Things like Docked start from the ruby docker image, but for many purposes that is not sufficient. Ex. if you want to use a heavyweight library like Arrow, installing that takes 10 minutes and crushes build pipelines. Apt only has ruby 2.7 and not RVM or RVENV.

It feels like it would be a substantial step forward to get Ruby easily installed on common OS package managers like Apt.

Have others had this experience?


Having taught Rails quite a bit, I think this could lower barriers in bringing folks with only a passing interest in Rails right into setting up their first app. Would significantly simplify things for students. (Although Postgres as well takes a little bit of fiddling around to get up and cruising, and generally I encourage students to use that database engine rather than Sqlite.)

I am just doing Rails gigs now, but back in the classroom we had encouraged people to get a MacBook simply because Homebrew made all that configuration somewhat less obnoxious.

Thinking about all of this, I’m grateful for only one recent thing out of Redmond – that their WSL Ubuntu shell is able to work pretty well with Rails. From there having further apt support for RVM could open doors for many on Windows machines.

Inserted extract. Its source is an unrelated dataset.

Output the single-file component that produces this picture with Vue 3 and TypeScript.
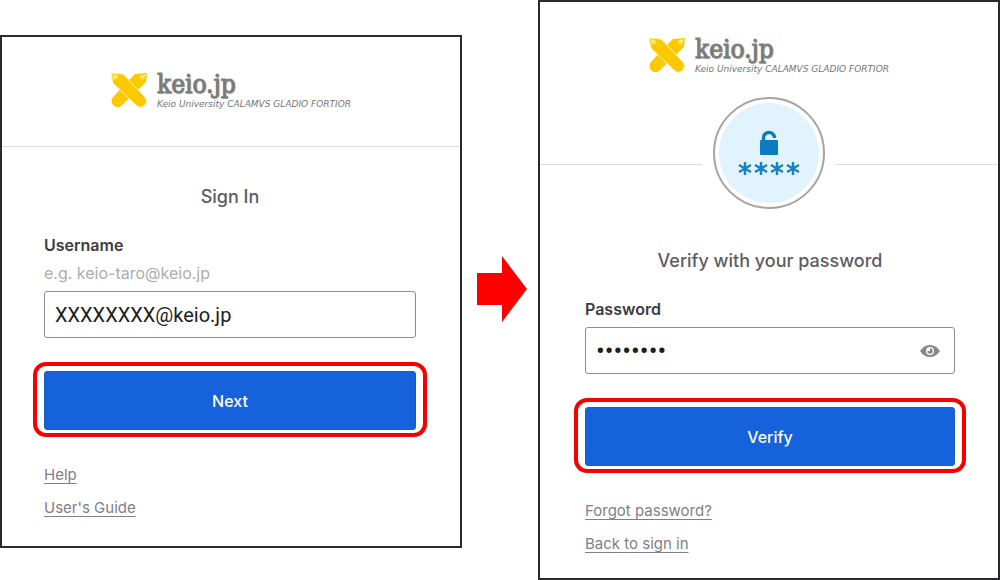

Despite everything, actually Ruby and Rails works relatively well for general development if you install RubyInstaller 2 (and/ or JRuby). Of course, for numerous reasons, you would not deploy on Windows but compatibility is quite good!

Cheers, Mohit.

Lorin - I do want to second this. Closely related is that docker deployments are a pain because of the lack of Apt packages. Yes - you can start from a dedicated Ruby image if all your are doing is a trivial app, but often times the images that companies want to base off of are locked, and having apt-support would make it a lot easier.

Most other ecosystems provide a way to do this by editing the apt database locally, e.g. for node you do

curl -sL https://deb.nodesource.com/setup_18.x | bash - && apt-get install -y nodejs

To make this safe to do for Ruby would require the Ruby team—or some other trusted source—to facilitate this. With the influx of money to the Rails Foundation, that could be reasonable to expect (or Ruby Central)

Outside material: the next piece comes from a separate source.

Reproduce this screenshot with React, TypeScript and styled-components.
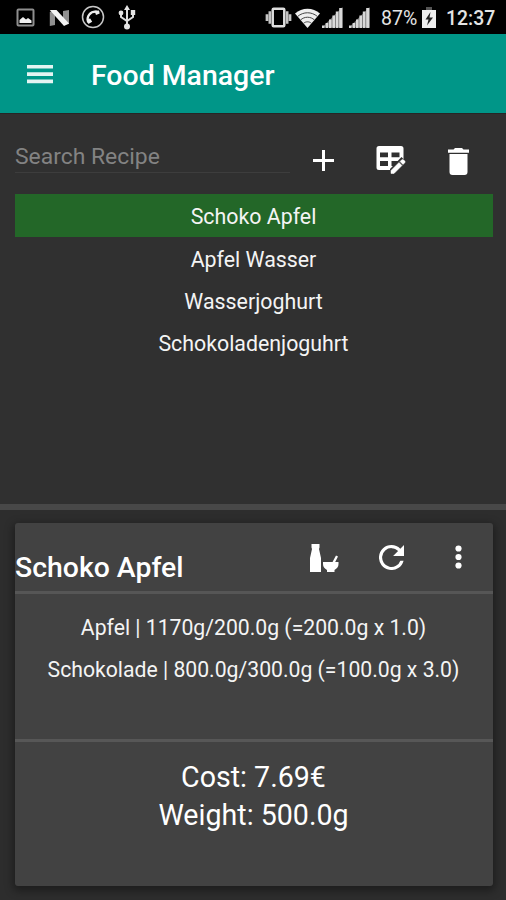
import React from 'react';
import styled, { createGlobalStyle } from 'styled-components';

const Global = createGlobalStyle`
  * { box-sizing: border-box; }
  body { margin: 0; background: #303030; }
`;

const Screen = styled.main`
  width: 506px;
  height: 900px;
  display: flex;
  flex-direction: column;
  overflow: hidden;
  background: #303030;
  color: #fff;
  font-family: Roboto, "Liberation Sans", sans-serif;
`;

const StatusBar = styled.header`
  height: 34px;
  flex: none;
  display: flex;
  align-items: center;
  background: #000;
  padding: 0 10px 0 16px;
`;

const StatusGroup = styled.div<{ $end?: boolean }>`
  display: flex;
  align-items: center;
  margin-left: ${(p) => (p.$end ? 'auto' : '0')};
`;

const Icon = styled.svg<{ $left?: number; $top?: number }>`
  display: block;
  flex: none;
  margin-left: ${(p) => p.$left ?? 0}px;
  margin-top: ${(p) => p.$top ?? 0}px;
`;

const StatusText = styled.span<{ $size: number; $left: number; $width: number; $strong?: boolean }>`
  font-size: ${(p) => p.$size}px;
  font-weight: ${(p) => (p.$strong ? 500 : 400)};
  line-height: 34px;
  width: ${(p) => p.$width}px;
  margin-left: ${(p) => p.$left}px;
  padding-top: 3px;
  white-space: nowrap;
  color: #e4e4e4;
`;

const AppBar = styled.div`
  height: 79px;
  flex: none;
  display: flex;
  background: #009688;
  padding-left: 27px;
`;

const AppTitle = styled.h1`
  margin: 24px 0 0 38px;
  font-size: 28.45px;
  font-weight: 500;
  line-height: 36px;
`;

const RecipePane = styled.section`
  height: 391px;
  flex: none;
  padding: 0 13px 0 15px;
  border-top: 1px solid #262626;
`;

const SearchRow = styled.div`
  height: 80px;
  display: flex;
`;

const SearchInput = styled.input`
  width: 275px;
  height: 35px;
  margin-top: 24px;
  padding: 3px 0 0;
  border: 0;
  border-bottom: 1px solid #3d3d3d;
  outline: 0;
  background: transparent;
  color: #fff;
  font: 400 22.9px Roboto, sans-serif;
  &::placeholder { color: #838383; opacity: 1; }
`;

const IconButton = styled.button`
  display: block;
  align-self: flex-start;
  padding: 0;
  border: 0;
  background: none;
  color: #fff;
`;

const RecipeList = styled.ul`
  margin: 0;
  padding: 0;
  list-style: none;
`;

const RecipeItem = styled.li<{ $active?: boolean }>`
  height: ${(p) => (p.$active ? 43 : 42)}px;
  padding-right: 1px;
  line-height: 45px;
  font-size: 21.35px;
  text-align: center;
  color: #f4f4f4;
  background: ${(p) => (p.$active ? '#236728' : 'transparent')};
`;

const Splitter = styled.div`
  height: 6px;
  flex: none;
  background: #484848;
`;

const DetailPane = styled.section`
  flex: 1;
  padding: 13px 13px 14px 15px;
  background: #2d2d2d;
`;

const Card = styled.article`
  height: 363px;
  border-radius: 3px;
  background: #424242;
  box-shadow: 0 3px 9px 2px rgba(0, 0, 0, 0.36);
`;

const CardHeader = styled.div`
  height: 71px;
  display: flex;
  border-bottom: 3px solid #565656;
`;

const CardTitle = styled.h2`
  width: 295px;
  margin: 27px 0 0;
  font-size: 28.4px;
  font-weight: 500;
  line-height: 36px;
`;

const Ingredients = styled.div`
  height: 148px;
  padding: 13px 1px 0 0;
  border-bottom: 3px solid #575757;
  font-size: 21.2px;
  line-height: 42px;
  text-align: center;
  color: #f4f4f4;
`;

const Totals = styled.div`
  padding: 17px 1px 0 0;
  font-size: 28.6px;
  line-height: 37.5px;
  text-align: center;
`;

const Line = styled.div`
  white-space: nowrap;
`;

const Signal = ({ left }: { left: number }) => (
  <Icon $left={left} width="21" height="21" viewBox="0 0 21 21" fill="#d9d9d9">
    <path d="M0 18.5h2.5V21H0zM3.6 16h2.6v5H3.6zM7 12.5h2.6V21H7zM10.4 8.5H13V21h-2.6zM13.8 4.5h2.6V21h-2.6zM17.2 1h3.2v20h-3.2z" />
    <path d="M0 20.5L20.5 0v20.5z" fillOpacity=".5" />
  </Icon>
);

const recipes = ['Schoko Apfel', 'Apfel Wasser', 'Wasserjoghurt', 'Schokoladenjoguhrt'];

export default function App() {
  return (
    <Screen>
      <Global />
      <StatusBar>
        <StatusGroup>
          <Icon width="19" height="19" viewBox="0 0 19 19" $top={1}>
            <rect x="1.5" y="1.5" width="16" height="16" rx="1" fill="none" stroke="#8e8e8e" strokeWidth="2" />
            <path d="M3.5 15v-3l3.500-3 3 2.500 2-1.500 3.500 2.500V15z" fill="#f0f0f0" />
          </Icon>
          <Icon width="21" height="18" viewBox="0 0 21 18" $left={14} $top={1}>
            <path d="M.8 3L6 1v15l-5.200 1zM14 2l6-1v14l-6 1z" fill="#909090" />
            <path d="M.8 1h6.700L20 14.500 15 17z" fill="#f4f4f4" />
          </Icon>
          <Icon width="24" height="24" viewBox="0 0 24 24" $left={11}>
            <circle cx="12" cy="12" r="10.500" fill="none" stroke="#c8c8c8" strokeWidth="1.500" />
            <path d="M7.200 17.500C5 11 9.500 6 16 6.800" fill="none" stroke="#eee" strokeWidth="2.300" />
            <path d="M13.500 5.800l4.500-.3.700 3-3.700 1.400zM5.700 14.300l3.500-.8 2 3.200-3.800 2.200z" fill="#eee" />
          </Icon>
          <Icon width="18" height="25" viewBox="0 0 18 25" $left={13} $top={1} fill="none" stroke="#ddd" strokeWidth="2">
            <path d="M9 4v18M3 8v4l6 4 6-4V8" />
            <g fill="#e4e4e4" stroke="none">
              <circle cx="9" cy="21.500" r="3" />
              <path d="M9 0l3 5H6z" />
              <circle cx="3" cy="8" r="2.400" />
              <path d="M12.800 5h4.400v5h-4.400z" />
            </g>
          </Icon>
        </StatusGroup>
        <StatusGroup $end>
          <Icon width="27" height="21" viewBox="0 0 28 21" $top={1}>
            <rect x="8" y="1.500" width="12" height="18" rx="1" fill="none" stroke="#dedede" strokeWidth="2.600" />
            <path d="M5 4v13M23 4v13M2 7v7M26 7v7" stroke="#c4c4c4" strokeWidth="2.700" />
          </Icon>
          <Icon width="25" height="20" viewBox="0 0 25 20" $left={3} $top={1}>
            <path d="M0 5.500C7-.8 18-.8 25 5.500L12.500 20z" fill="#eee" />
            <path d="M2.500 8.500c6-5 14-5 20 0M5.500 12c4-3.700 10-3.700 14 0M8.500 15.300c2.500-2 5.500-2 8 0" fill="none" stroke="#444" strokeWidth="1" />
          </Icon>
          <Signal left={2} />
          <Signal left={6} />
          <StatusText $size={19.5} $left={11} $width={37}>87%</StatusText>
          <Icon width="14" height="21" viewBox="0 0 14 21" $left={4}>
            <path d="M4 0h6v3H4z" fill="#555" />
            <path d="M0 3h14v18H0z" fill="#eee" />
            <path d="M8.500 5L3.500 12.500h3L5 18.500l6-8H7.500z" fill="#222" />
          </Icon>
          <StatusText $size={19.4} $left={10} $width={50} $strong>12:37</StatusText>
        </StatusGroup>
      </StatusBar>

      <AppBar>
        <IconButton aria-label="Menu">
          <Icon width="26" height="19" viewBox="0 0 26 19" $top={31} fill="#e4f4f2">
            <path d="M0 0h26v3.600H0zM0 7.300h26v3.600H0zM0 14.600h26v3.600H0z" />
          </Icon>
        </IconButton>
        <AppTitle>Food Manager</AppTitle>
      </AppBar>

      <RecipePane>
        <SearchRow>
          <SearchInput placeholder="Search Recipe" aria-label="Search Recipe" />
          <IconButton aria-label="Add">
            <Icon width="21" height="21" viewBox="0 0 21 21" $left={23} $top={36}>
              <path d="M10.500 0v21M0 10.500h21" stroke="#fff" strokeWidth="3" />
            </Icon>
          </IconButton>
          <IconButton aria-label="Edit">
            <Icon width="30" height="30" viewBox="0 0 30 30" $left={42} $top={31}>
              <path fillRule="evenodd" fill="#fff" d="M3 1h22q2.500 0 2.500 2.500V16L17 25H3Q.5 25 .5 22.500v-19Q.5 1 3 1zM4 7.500v4.700h8V7.500zm11.500 0v4.700h8V7.500zM4 16v5h8v-5zm11.500 0v5h3l5-5z" />
              <path d="M14 29v-5L25.500 12l4 4z" fill="#303030" />
              <path d="M15 25.500l8-8 3 3-8 8h-3zM24 16.500l1.800-1.800q.8-.6 1.600 0l1.400 1.400q.7.800 0 1.600L27 19.500z" fill="#fff" stroke="#fff" strokeWidth=".5" />
            </Icon>
          </IconButton>
          <IconButton aria-label="Delete">
            <Icon width="21" height="27" viewBox="0 0 21 27" $left={42} $top={34} fill="#fff">
              <path d="M0 1.500h5.500L7 0h7l1.500 1.500H21v3.300H0zM1.500 6h18V24q0 3-3 3h-12q-3 0-3-3z" />
            </Icon>
          </IconButton>
        </SearchRow>
        <RecipeList>
          {recipes.map((name, i) => (
            <RecipeItem key={name} $active={i === 0}>{name}</RecipeItem>
          ))}
        </RecipeList>
      </RecipePane>

      <Splitter />

      <DetailPane>
        <Card>
          <CardHeader>
            <CardTitle>Schoko Apfel</CardTitle>
            <IconButton aria-label="Ingredients">
              <Icon width="29" height="28" viewBox="0 0 29 28" $top={21} fill="#fff">
                <path d="M1.500 0h8v3.500L9 5l2 9v14H0V14l2-9-.5-1.500zM13 18h9.500l3.500-6.500 2 1-2.800 5.500H28.500v2c0 3-1.500 4.500-4 6V28h-7.500v-2c-2.500-1.500-4-3-4-6z" />
              </Icon>
            </IconButton>
            <IconButton aria-label="Refresh">
              <Icon width="25" height="25" viewBox="4 4 16 16" $left={40} $top={22} fill="#fff">
                <path d="M17.650 6.350A7.958 7.958 0 0 0 12 4a8 8 0 1 0 7.730 10h-2.080A6 6 0 1 1 12 6c1.660 0 3.140.69 4.220 1.780L13 11h7V4z" />
              </Icon>
            </IconButton>
            <IconButton aria-label="More">
              <Icon width="7" height="24" viewBox="0 0 7 24" $left={51} $top={22} fill="#fff">
                <circle cx="3.500" cy="3.500" r="3.100" />
                <circle cx="3.500" cy="12" r="3.100" />
                <circle cx="3.500" cy="20.500" r="3.100" />
              </Icon>
            </IconButton>
          </CardHeader>
          <Ingredients>
            <Line>Apfel | 1170g/200.0g (=200.0g x 1.0)</Line>
            <Line>Schokolade | 800.0g/300.0g (=100.0g x 3.0)</Line>
          </Ingredients>
          <Totals>
            <Line>Cost: 7.69€</Line>
            <Line>Weight: 500.0g</Line>
          </Totals>
        </Card>
      </DetailPane>
    </Screen>
  );
}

I don’t know anything about Arrow, so I’m not connecting how using Apt to install a more recent Ruby helps that - can you say more about that?

Arrow is a giant install, but there are a number of docker images with it baked in. Thus if you can start from an image like that and apt install ruby, it makes it much easier to manage for deployment purposes. Instead, we have had to do complex docker builds that start with Arrow and then do many incantations to get Ruby on there.

I.e. if you need Ruby and don’t care about the rest of the OS, then it is easy to get a docker images. If you need to start from another image, lack of apt support is painful.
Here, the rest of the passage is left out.